Por Raphael Mendes*

É engraçado pensar que o grande trunfo da franquia The Conjuringverse tenha, possivelmente, se tornado a sua maior maldição.
Invocação do Mal, o primeiro filme da série cinematográfica, aclamado pelo frescor dado ao gênero do terror sobrenatural em plena década de 2010, nem parece pertencer ao mesmo universo cinematográfico que Invocação do Mal 4: O Último Ritual, que chega com a promessa de dar um fim à saga dos demonólogos Ed e Lorraine Warren nos cinemas. Há um abismo de qualidade e esforço entre essas duas produções.
Seria esse um problema relacionado a quem ocupa a cadeira de direção? Desde que James Wan, diretor das duas primeiras obras da quadrilogia, abandonou o comando das suas crias para se retirar ao cargo de produtor, os espectadores sentem falta da criatividade, inventividade e precisão inerentes ao olhar dele, que marcaram os momentos mais assustadores dos Warren em longas-metragens que assombram o imaginário do público até hoje.
É possível que o conceito de “universo cinematográfico”, em crescente popularidade na década na qual o The Conjuringverse ascendeu ao sucesso, tenha alcançado a franquia da pior forma possível. A preocupação de Wan e dos demais produtores, no geral, em construir os filmes da série Invocação do Mal mais inclinados ao blockbuster do que ao terror e em conceber spin-offs desnecessários e mal executados em busca de bilheteria tornaram esse conjunto de obras em algo comum, dentro dessa indústria espetacularizada.
É um fato que, diante de tudo isso, Michael Chaves, que dirigiu as 3 últimas produções do The Conjuringverse, parece ter plena consciência de que ele não é Wan, enquanto diretor – e que ele não consegue replicar a autoralidade que estava presente nos dois primeiros filmes. A questão é que ele não se esforça para sequer chegar perto, e frustra o público com um resultado que fica tão aquém do que Invocação do Mal já foi que é entristecedor. Sem inspiração alguma durante boa parte da obra, o diretor deixa a desejar no comando de uma obra do gênero.

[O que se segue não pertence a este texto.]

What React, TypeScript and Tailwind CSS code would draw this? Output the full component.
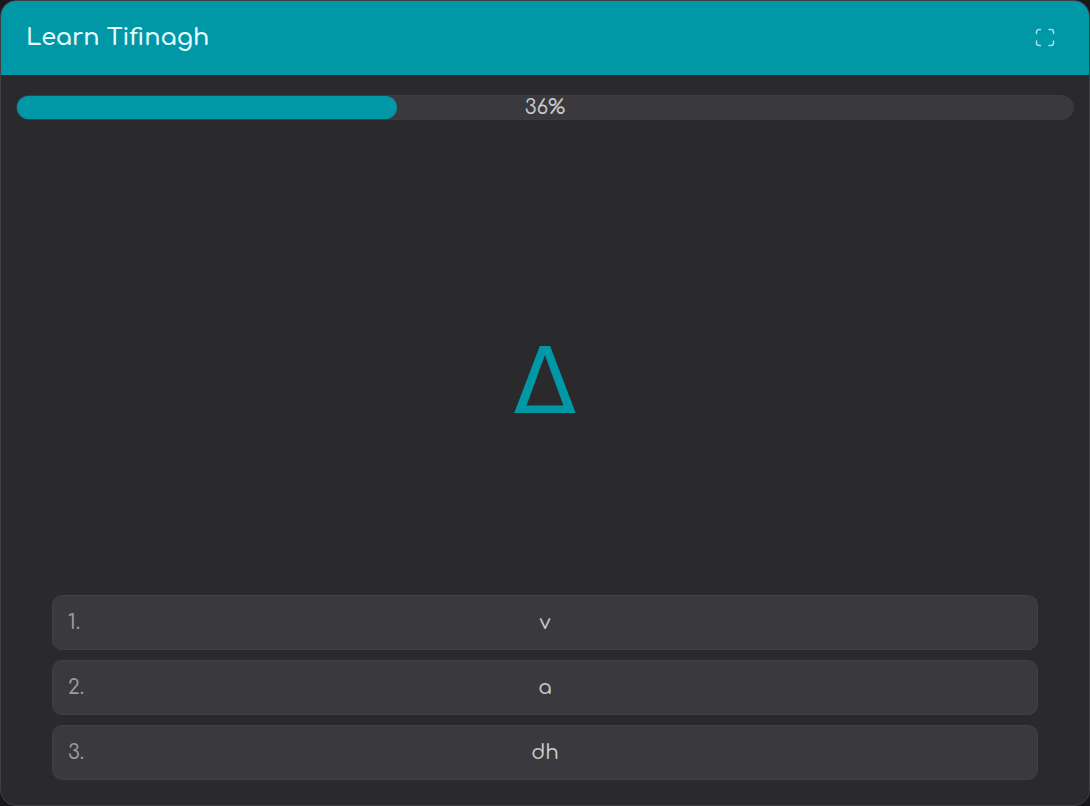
import { useState } from "react";

const choices = ["v", "a", "dh"];

export default function App() {
  const [picked, setPicked] = useState<number | null>(null);
  const progress = 36;

  const toggleFullscreen = () => {
    if (document.fullscreenElement) {
      document.exitFullscreen();
    } else {
      document.documentElement.requestFullscreen();
    }
  };

  return (
    <div className="min-h-screen flex bg-[#18181b] antialiased font-['Comfortaa','Quicksand','Lato',sans-serif]">
      <div className="flex-1 flex flex-col rounded-2xl overflow-hidden border border-[#3f3f44] bg-[#2a2a2c]">
        <header className="h-[74px] flex items-center justify-between pl-[25px] pr-[34px] bg-[#0097a7]">
          <h1 className="text-[24px] leading-8 font-semibold text-[#e8fdff]">Learn Tifinagh</h1>
          <button aria-label="Fullscreen" onClick={toggleFullscreen} className="text-[#a9dde2]">
            <svg
              width="20"
              height="20"
              viewBox="0 0 20 20"
              fill="none"
              stroke="currentColor"
              strokeWidth="1.5"
              strokeLinecap="round"
            >
              <path d="M1.5 5.5V4A2.5 2.5 0 0 1 4 1.5h1.5M14 1.5h2A2.5 2.5 0 0 1 18.5 4v1.5M18.5 13v2a2.5 2.5 0 0 1-2.5 2.5h-2M5.5 17.5H4A2.5 2.5 0 0 1 1.5 15v-2" />
            </svg>
          </button>
        </header>

        <main className="flex-1 flex flex-col">
          <div
            role="progressbar"
            aria-label="Lesson progress"
            aria-valuenow={progress}
            aria-valuemin={0}
            aria-valuemax={100}
            className="relative mt-5 mx-[15px] h-[25px] rounded-full border border-[#3d3d41] bg-[#3a3a3e]"
          >
            <div className="h-full rounded-full bg-[#0097a7]" style={{ width: `${progress}%` }} />
            <span className="absolute inset-0 flex items-center justify-center text-[20px] leading-6 font-medium text-[#c8c8cb]">
              {progress}%
            </span>
          </div>

          <div className="flex-1 flex items-center justify-center pt-12">
            <p className="text-[92px] leading-none text-[#0097a7] font-['DejaVu_Sans',sans-serif]">ⵠ</p>
          </div>

          {/* Answers */}
          <div className="flex flex-col gap-[10px] px-[51px] pb-[25px]">
            {choices.map((choice, index) => (
              <button
                key={choice}
                onClick={() => setPicked(index)}
                aria-pressed={picked === index}
                className="relative h-[55px] rounded-[10px] border border-[#414145] bg-[#3a3a3e] text-[20px] leading-6 font-medium text-[#c8c8cb]"
              >
                <span className="absolute left-[15px] text-[#9c9ca1]">{index + 1}.</span>
                {choice}
              </button>
            ))}
          </div>
        </main>
      </div>
    </div>
  );
}
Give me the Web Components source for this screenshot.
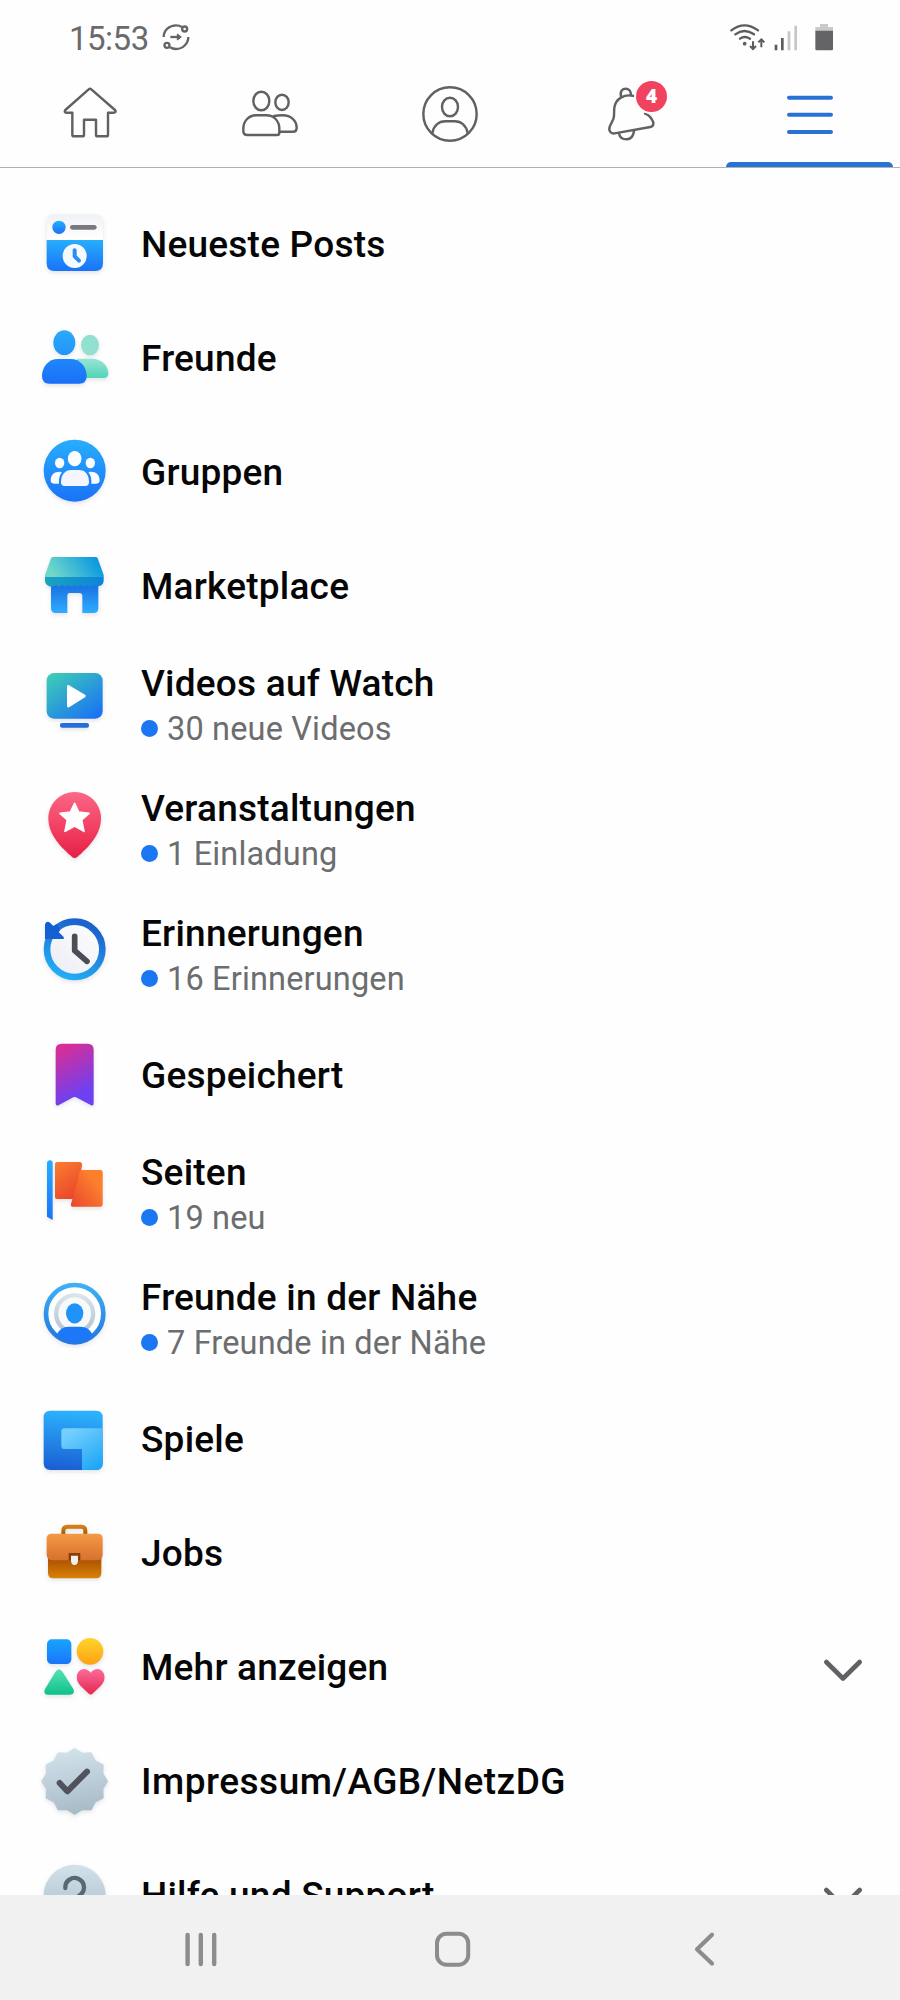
<!DOCTYPE html>
<html lang="de">
<head>
<meta charset="utf-8">
<title>Menü</title>
<style>
html,body{margin:0;padding:0}
body{width:900px;height:2000px;overflow:hidden;background:#fefefe;font-family:Roboto,"Noto Sans",sans-serif}
.wide{letter-spacing:.5px}
</style>
</head>
<body>
<app-screen>
  <status-bar slot="top" time="15:53"></status-bar>
  <tab-bar slot="top">
    <tab-item icon="home"></tab-item>
    <tab-item icon="friends"></tab-item>
    <tab-item icon="profile"></tab-item>
    <tab-item icon="bell" badge="4"></tab-item>
    <tab-item icon="menu" active></tab-item>
  </tab-bar>
  <menu-item icon="posts">Neueste Posts</menu-item>
  <menu-item icon="people">Freunde</menu-item>
  <menu-item icon="groups">Gruppen</menu-item>
  <menu-item icon="market">Marketplace</menu-item>
  <menu-item icon="watch" note="30 neue Videos">Videos auf Watch</menu-item>
  <menu-item icon="events" note="1 Einladung">Veranstaltungen</menu-item>
  <menu-item icon="memories" note="16 Erinnerungen">Erinnerungen</menu-item>
  <menu-item icon="saved">Gespeichert</menu-item>
  <menu-item icon="pages" note="19 neu">Seiten</menu-item>
  <menu-item icon="nearby" note="7 Freunde in der Nähe">Freunde in der Nähe</menu-item>
  <menu-item icon="games">Spiele</menu-item>
  <menu-item icon="jobs">Jobs</menu-item>
  <menu-item icon="more" expandable>Mehr anzeigen</menu-item>
  <menu-item icon="legal" class="wide">Impressum/AGB/NetzDG</menu-item>
  <menu-item icon="help" expandable>Hilfe und Support</menu-item>
  <system-nav slot="bottom"></system-nav>
</app-screen>
<script>
const lin = (id, a, b, dir = 'x1="0" y1="0" x2="0" y2="1"') =>
  `<linearGradient id="${id}" ${dir}><stop offset="0" stop-color="${a}"/><stop offset="1" stop-color="${b}"/></linearGradient>`;
const BLUE = lin('b', '#27aefc', '#1a72f8');

// Each list icon: [viewBox origin y, markup]; every viewBox is 216 units for 72px.
const ICONS = {
  posts: [21, `<defs>${BLUE}${lin('w','#f1f2f6','#ffffff')}</defs>
    <path d="M50 120V66Q50 43 73 43H196Q219 43 219 66V120Z" fill="url(#w)"/>
    <path d="M50 120H219V190Q219 213 196 213H73Q50 213 50 190Z" fill="url(#b)"/>
    <circle cx="87" cy="82" r="20" fill="url(#b)"/><path d="M127 82H193" stroke="#77797f" stroke-width="14" stroke-linecap="round"/>
    <circle cx="134" cy="168" r="36" fill="#f6fafe"/><path d="M134 151V169L147 182" fill="none" stroke="#2a8cf6" stroke-width="12" stroke-linecap="round" stroke-linejoin="round"/>`],
  people: [363, `<defs>${BLUE}${lin('g','#96e4d4','#52d5b8')}${lin('k','#2aaafb','#2394f9')}${lin('m','#1f86f9','#1a70f8')}</defs>
    <ellipse cx="180" cy="435" rx="27" ry="31" fill="#92e0d0"/>
    <path d="M140 476H187C212 476 235 496 235 520Q235 534 221 534H150Z" fill="url(#g)"/>
    <ellipse cx="103" cy="428" rx="33" ry="37" fill="url(#k)"/>
    <path d="M36 528C36 500 56 477 84 477H122C150 477 170 500 170 528Q170 551 148 551H58Q36 551 36 528Z" fill="url(#m)"/>`],
  groups: [45, `<defs>${BLUE}</defs><circle cx="134" cy="152" r="93" fill="url(#b)"/>
    <g fill="#fbfcff"><ellipse cx="134" cy="116" rx="20.500" ry="23"/><ellipse cx="89" cy="129" rx="14" ry="16"/><ellipse cx="181" cy="129" rx="14" ry="16"/>
    <path d="M62 181C62 165 72 155 90 155Q97 155 95 158C88 166 86 177 87 191H72Q62 191 62 181Z"/>
    <path d="M209 181C209 165 199 155 181 155Q174 155 176 158C183 166 185 177 184 191H199Q209 191 209 181Z"/>
    <path d="M93 187C93 163 106 150 124 150H147C165 150 177 163 177 187Q177 198 166 198H104Q93 198 93 187Z" fill="#f3f7fd"/></g>`],
  market: [387, `<defs>${lin('a','#70d8c8','#0d9ae2','x1="0" y1="0.3" x2="0.85" y2="0.1"')}${lin('c','#1466dd','#30acff')}${lin('e','#1aa4bd','#0e83dc','x1="0" y1="0" x2="1" y2="0"')}</defs>
    <path d="M63 480H205V565Q205 579 191 579H157V528Q157 519 148 519H119Q112 519 112 528V579H77Q63 579 63 565Z" fill="url(#c)"/>
    <path d="M45 471H221V481C221 492 214 498 204 499Q195 499 190 495Q180 504 171 495Q161 504 152 495Q143 504 134 495Q124 504 115 495Q106 504 97 495Q87 504 78 495Q73 500 62 500C51 498 45 490 45 481Z" fill="url(#e)"/>
    <path d="M69 411H197Q201 411 203 415L221 465V471H45V465L63 415Q65 411 69 411Z" fill="url(#a)"/>`],
  watch: [39, `<defs>${lin('a','#3fd1b3','#1a72f5','x1="0" y1="0" x2="0.85" y2="1"')}</defs>
    <rect x="50" y="69" width="168" height="137" rx="22" fill="url(#a)"/>
    <path d="M115 109L163 138L115 168Z" fill="#fff" stroke="#fff" stroke-width="8" stroke-linejoin="round"/>
    <rect x="90" y="219" width="87" height="14" rx="6" fill="#256fd9"/>`],
  events: [414, `<defs>${lin('a','#fc6785','#e81f45')}</defs>
    <path d="M134 426C178 426 213 461 213 505C213 555 175 592 141 622Q134 627 127 622C93 592 55 555 55 505C55 461 90 426 134 426Z" fill="url(#a)"/>
    <path d="M134 460L146 486L177 490L155 510L162 544L134 528L105 544L112 510L90 490L121 486Z" fill="#fff" stroke="#fff" stroke-width="5" stroke-linejoin="round"/>`],
  memories: [69, `<defs>${lin('a','#1c61cc','#24b0f6','x1="0.6" y1="0" x2="0.2" y2="1"')}${lin('d','#0f5fd0','#1760d2')}${lin('w','#e9ecf3','#ffffff','x1="0" y1="1" x2="1" y2="0"')}</defs>
    <circle cx="134" cy="178" r="83" fill="url(#w)" stroke="url(#a)" stroke-width="20"/>
    <path d="M45 105C45 97 53 92 60 98L70 108L81 101L91 120L86 126L101 141Q104 147 97 147H45Z" fill="url(#d)"/>
    <path d="M134 139V182L171 214" fill="none" stroke="#4a4d56" stroke-width="17" stroke-linecap="round" stroke-linejoin="round"/>`],
  saved: [444, `<defs>${lin('a','#e12c8f','#6e40f1','x1="0.1" y1="0" x2="0.4" y2="0.9"')}</defs>
    <path d="M95 461H173Q191 461 191 479V640Q191 650 182 645L138 622Q134 620 130 622L87 645Q77 650 77 640V479Q77 461 95 461Z" fill="url(#a)"/>`],
  pages: [66, `<defs>${BLUE}${lin('p','#fb7f2f','#ea482b','x1="0" y1="0" x2="0.5" y2="1"')}${lin('q','#e8462a','#fc7f2e','x1="0" y1="1" x2="0.75" y2="0.3"')}</defs>
    <path d="M51 100Q51 91 60 91Q68 91 68 100V270L51 260Z" fill="url(#b)"/>
    <path d="M81 96H148Q157 96 156 105L141 207H81Q75 207 75 201V102Q75 96 81 96Z" fill="url(#p)"/>
    <path d="M157 120H211Q218 120 218 127V222Q218 230 211 230H128Q121 230 123 222L149 127Q151 120 157 120Z" fill="url(#q)"/>`],
  nearby: [441, `<defs>${lin('a','#3db1f4','#2277e0')}${lin('g','#d9e4eb','#b4c4d0')}</defs>
    <circle cx="134" cy="551" r="86" fill="#fff" stroke="url(#a)" stroke-width="14"/>
    <circle cx="134" cy="551" r="55.500" fill="#f7f9fb" stroke="url(#g)" stroke-width="13"/>
    <ellipse cx="134" cy="550" rx="26" ry="30.500" fill="#1f93fa"/>
    <path d="M80 616C86 598 101 590 115 590H152C168 590 181 598 188 616A86 86 0 0 1 80 616Z" fill="#1c78f8"/>`],
  games: [426, `<defs>${lin('a','#2cb3fd','#1a5fd4','x1="0.5" y1="0" x2="0.4" y2="1"')}${lin('c','#74cffd','#1ea6f6','x1="0.2" y1="0.1" x2="0.8" y2="1"')}</defs>
    <path d="M61 452H198Q218 452 218 472V610Q218 630 198 630H61Q41 630 41 610V472Q41 452 61 452Z" fill="url(#a)"/>
    <path d="M103 505H218V610Q218 630 198 630H156V567H103Q94 567 94 558V514Q94 505 103 505Z" fill="url(#c)"/>`],
  jobs: [48, `<defs>${lin('a','#f49a45','#d8702d')}${lin('c','#a04700','#db8206')}${lin('h','#d57f16','#a45403')}</defs>
    <path d="M100 103V92Q100 80 112 80H154Q166 80 166 92V103" fill="none" stroke="url(#h)" stroke-width="12"/>
    <path d="M54 165H214V219Q214 235 198 235H70Q54 235 54 219Z" fill="url(#c)"/>
    <path d="M65 101H203Q218 101 218 116V163Q218 181 200 181H68Q50 181 50 163V116Q50 101 65 101Z" fill="url(#a)"/>
    <path d="M116 159H151V181H116Z" fill="#8c3d02"/>
    <path d="M123 167H144V181Q144 195 133.500 195Q123 195 123 181Z" fill="#efeff2"/>`],
  more: [390, `<defs>${lin('b','#18a4fd','#1a76fb')}${lin('y','#ffd42c','#ffa213')}${lin('g','#58e2b4','#0dc08b')}${lin('r','#fb6b9b','#e52851')}</defs>
    <rect x="51" y="418" width="73" height="74" rx="14" fill="url(#b)"/><circle cx="180" cy="454" r="40" fill="url(#y)"/>
    <path d="M76 516Q87 499 98 516L130 567Q136 583 120 584H54Q39 583 45 567Z" fill="url(#g)"/>
    <path d="M182 518C193 504 210 504 219 516C228 530 223 547 212 558L189 580Q182 587 175 580L152 558C141 547 136 530 145 516C154 504 171 504 182 518Z" fill="url(#r)"/>`],
  legal: [42, `<defs>${lin('a','#d2e2eb','#a6bac6','x1="0.4" y1="0" x2="0.6" y2="1"')}</defs>
    <polygon points="${Array.from({length: 24}, (_, i) => {
      const r = i % 2 ? 86 : 97, t = i * Math.PI / 12;
      return (134 + r * Math.sin(t)).toFixed(1) + ',' + (154 - r * Math.cos(t)).toFixed(1);
    }).join(' ')}" fill="url(#a)" stroke="url(#a)" stroke-width="6" stroke-linejoin="round"/>
    <path d="M89 159L112 184L171 125" fill="none" stroke="#50535e" stroke-width="18" stroke-linecap="round" stroke-linejoin="round"/>`],
  help: [384, `<defs>${lin('a','#d2e2eb','#a6bac6')}</defs><circle cx="134" cy="497" r="93" fill="url(#a)"/>
    <path d="M106 474A28 28 0 1 1 150 495Q134 506 134 520" fill="none" stroke="#5a6773" stroke-width="13" stroke-linecap="round"/><circle cx="134" cy="545" r="8" fill="#5a6773"/>`]
};

const base = (name, html) => customElements.define(name, class extends HTMLElement {
  constructor() {
    super();
    this.attachShadow({mode: 'open'});
  }
  connectedCallback() {
    this.shadowRoot.innerHTML = typeof html === 'function' ? html(this) : html;
  }
});

base('app-screen', `<style>
  :host{display:flex;flex-direction:column;width:900px;height:2000px;background:#fefefe}
  main{flex:1;min-height:0;overflow:hidden;padding-top:19px;box-sizing:border-box}
</style><slot name="top"></slot><main><slot></slot></main><slot name="bottom"></slot>`);

base('status-bar', el => `<style>
  :host{display:flex;align-items:flex-start;height:70px;box-sizing:border-box;padding:20px 63px 0 69px;color:#6a6a6c}
  time{font-size:33px;line-height:38px;letter-spacing:-.5px;width:91px}
  svg{display:block;flex:none}
  .right{margin-left:auto}
</style>
<time>${el.getAttribute('time')}</time>
<svg width="34" height="34" viewBox="480 60 102 102" fill="none" stroke="#646466" stroke-width="7">
  <path d="M491 111C491 91 508 76 528 76Q538 76 546 81M565 111C565 131 548 147 528 147Q518 147 510 142"/>
  <circle cx="554" cy="87" r="7.500"/><circle cx="501" cy="136" r="7.500"/><path d="M511 111H537"/><path d="M532 102L544 111L532 120Z" fill="#646466" stroke-width="3"/>
</svg>
<svg class="right" width="110" height="34" viewBox="830 60 330 102" fill="none" stroke="#5c5c5e">
  <g stroke-width="7" stroke-linecap="round"><path d="M843 91Q882 61 923 91M855 103Q882 83 911 103M869 116Q883 106 899 116"/></g>
  <circle cx="883" cy="131" r="5.500" fill="#5c5c5e" stroke="none"/>
  <path d="M908 124V146M899 138L908 147L917 138M933 142V120M924 127L933 118L942 127" stroke-width="6"/>
  <path d="M977 134V151M996 114V151" stroke-width="8"/><path d="M1016 94V151M1036 77V151" stroke="#c6c6c8" stroke-width="8"/>
  <g stroke="none"><path d="M1109 72H1133V81H1148V93H1095V81H1109Z" fill="#c9c9cb"/><path d="M1095 92H1148V147Q1148 151 1144 151H1099Q1095 151 1095 147Z" fill="#646466"/></g>
</svg>`);

base('tab-bar', `<style>
  :host{display:grid;grid-template-columns:repeat(5,180px);height:98px;box-sizing:border-box;border-bottom:1px solid #b0b1b3}
</style><slot></slot>`);

const TABS = {
  home: ['165 240', `<path d="M266 268Q270 264 274 268L345 330Q350 337 342 338H324V404Q324 409 319 409H293Q288 409 288 404V359H252V404Q252 409 247 409H222Q217 409 217 404V338H200Q191 337 196 330Z"/>`],
  friends: ['705 240', `<ellipse cx="784" cy="303" rx="24" ry="28"/><ellipse cx="846" cy="307" rx="20" ry="23"/>
    <path d="M730 386C730 362 747 346 769 346H799C821 346 838 362 838 386V398Q838 405 831 405H742Q730 405 730 393Z"/>
    <path d="M822 348Q832 346 848 346C873 346 890 362 890 383Q890 395 879 395H839"/>`],
  profile: ['1245 240', `<circle cx="1350" cy="342" r="80"/><ellipse cx="1350" cy="321" rx="24" ry="28"/><path d="M1297 400C1301 377 1316 364 1336 364H1364C1384 364 1399 377 1403 400"/>`],
  bell: ['435 240', `<path d="M552 288C522 281 497 296 493 323C491 341 494 348 490 357L480 378C474 392 482 402 494 400L601 381C611 379 613 368 606 359C601 351 596 344 585 341"/>
    <path d="M513 289C509 273 518 266 527 266C536 266 543 273 543 286M507 400C509 412 519 418 530 418C542 418 550 408 552 393"/>`],
  menu: ['975 240', `<path d="M1017 293H1143M1017 344.500H1143M1017 396H1143" stroke="#2872d5" stroke-width="12"/>`]
};

base('tab-item', el => {
  const [origin, art] = TABS[el.getAttribute('icon')];
  const badge = el.getAttribute('badge');
  return `<style>
  :host{display:flex;justify-content:center;position:relative;height:97px}
  svg{display:block;width:70px;height:70px;margin-top:10px}
  .badge{position:absolute;left:96px;top:11px;width:31px;height:31px;border-radius:50%;background:#f1425f;color:#fff;box-shadow:0 0 0 2px #fefefe;
    font-family:"Open Sans",sans-serif;font-size:19px;font-weight:800;line-height:31px;text-align:center}
  .bar{position:absolute;left:6px;right:7px;bottom:0;height:5px;border-radius:5px 5px 0 0;background:#2872d5}
</style>
<svg viewBox="${origin} 210 210" fill="none" stroke="#606164" stroke-width="7.300" stroke-linecap="round" stroke-linejoin="round">${art}</svg>
${badge ? `<span class="badge">${badge}</span>` : ''}${el.hasAttribute('active') ? '<span class="bar"></span>' : ''}`;
});

base('menu-item', el => {
  const [y, art] = ICONS[el.getAttribute('icon')];
  const note = el.getAttribute('note');
  return `<style>
  :host{display:flex;height:${note ? 125 : 114}px;box-sizing:border-box;padding:0 36px 0 38px;letter-spacing:.22px}
  .icon{display:block;flex:none;width:72px;height:72px;margin:20px 31px 0 0;filter:drop-shadow(0 2px 2px rgba(40,50,80,.13))}
  .text{flex:1;display:flex;flex-direction:column;justify-content:center;white-space:nowrap;padding-top:2px}
  .title{font-size:37px;font-weight:500;line-height:46px;color:#060606}
  .note{display:flex;align-items:center;gap:9px;font-size:32.500px;line-height:45px;letter-spacing:.16px;color:#6c6d6f}
  .dot{width:17px;height:17px;border-radius:50%;background:#1b76f2;margin-bottom:2px}
  .chev{display:block;flex:none;width:42px;height:26px;align-self:center;margin-top:5px}
</style>
<svg class="icon" viewBox="24 ${y} 216 216">${art}</svg>
<div class="text"><div class="title"><slot></slot></div>${note ? `<div class="note"><span class="dot"></span><span>${note}</span></div>` : ''}</div>
${el.hasAttribute('expandable') ? '<svg class="chev" viewBox="0 0 42 26"><path d="M4.300 5L21 21.500L37.700 5" fill="none" stroke="#606164" stroke-width="4.600" stroke-linecap="round" stroke-linejoin="round"/></svg>' : ''}`;
});

base('system-nav', `<style>
  :host{display:flex;justify-content:space-between;align-items:flex-start;flex:none;height:105px;background:#f1f1f1;box-sizing:border-box;padding:34px 175px 0 181px}
  svg{display:block;width:40px;height:40px}
</style>
<svg viewBox="181 1929 40 40" stroke="#8c8c8c" stroke-width="4.400" stroke-linecap="round"><path d="M187.600 1935V1964M200.800 1935V1964M214.200 1935V1964"/></svg>
<svg viewBox="433 1929 40 40"><rect x="437" y="1933.700" width="31.200" height="31" rx="9.500" fill="none" stroke="#8c8c8c" stroke-width="4"/></svg>
<svg viewBox="685 1929 40 40"><path d="M712 1934.700L697 1949.200L712 1963.500" fill="none" stroke="#8c8c8c" stroke-width="4.200" stroke-linecap="round" stroke-linejoin="round"/></svg>`);
</script>
</body>
</html>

Como de praxe, a narrativa se dedica a explorar o núcleo dos Warren tanto quanto busca nos ambientar na realidade da família vitimada pelas assombrações, querendo estabelecer laços entre público e novos personagens e cultivar, em nós, uma empatia por eles. Mas eles fracassam muito, aqui, já que a família Smurl nos parece, a todo momento, desinteressante e sem charme. No fim, o que nos faz torcer para que os Warren salvem eles é meramente uma bússola moral, já que não há sentimento que nos coloque no lugar deles.
Falando nos Warren novamente, como é possível que os protagonistas de toda uma franquia cinematográfica sejam relegados, em pleno encerramento de saga, a coadjuvantes de personagens inexistentes ou irrelevantes nos 10 anos anteriores de série? A chegada de Judy Warren e Tony Spera coloca Ed e Lorraine de escanteio, quase como se estivéssemos sendo preparados para uma nova geração de demonólogos assumirem a franquia (no maior estilo de universo cinematográfico, mesmo). Ainda que as performances de Mia Tomilinson e Ben Hardy sejam decentes, boa parte do que nos atrai de volta a essas obras, de fato, é a presença de Ed e Lorraine e a relação quase sobre-humana que há entre eles – e a nossa sorte é que, mesmo sem um bom material nas mãos, Patrick Wilson e Vera Farmiga colocam seus talentos e seu entrosamento em jogo para não serem apagados do enredo.
Enquanto o sobrenatural começa a ocupar a trama em momentos anteriores da duração dos outros longas-metragens da série, O Último Ritual se vê explorando muito mais o romance e o drama nos 2 primeiros atos da produção – o que descaracteriza tremendamente a saga. O clima de terror não é devidamente instaurado, e temos a impressão de que a progressão e o ritmo estão acontecendo e sendo apresentados com muito atraso.
O terceiro ato, todavia, entrega o que se espera de um encerramento de um filme como esse. A trilha sonora estrondosa, a entrega física e cênica do elenco, e a formulação e a composição dos sustos até relembram os fãs dos bons tempos da franquia, fazendo valer (um pouco) a pena a paciência de aturar o que veio antes do clímax. Se, de fato, Invocação do Mal 4: O Último Ritual for o evento derradeiro do The Conjuringverse, a sensação que fica é a de que esse universo se despede tarde do público. Só o apego que os fãs têm pelos Warren e pelos seus intérpretes é capaz de fazê-los ignorar os erros que esse filme comete – e mesmo que seja um bom motivo, não apaga a decepção na qual essa outrora série memorável infelizmente se tornou.
* Raphael Mendes é mestrando do PPGArtes/UFPA e egresso do Curso de Cinema e Audiovisual da UFPA.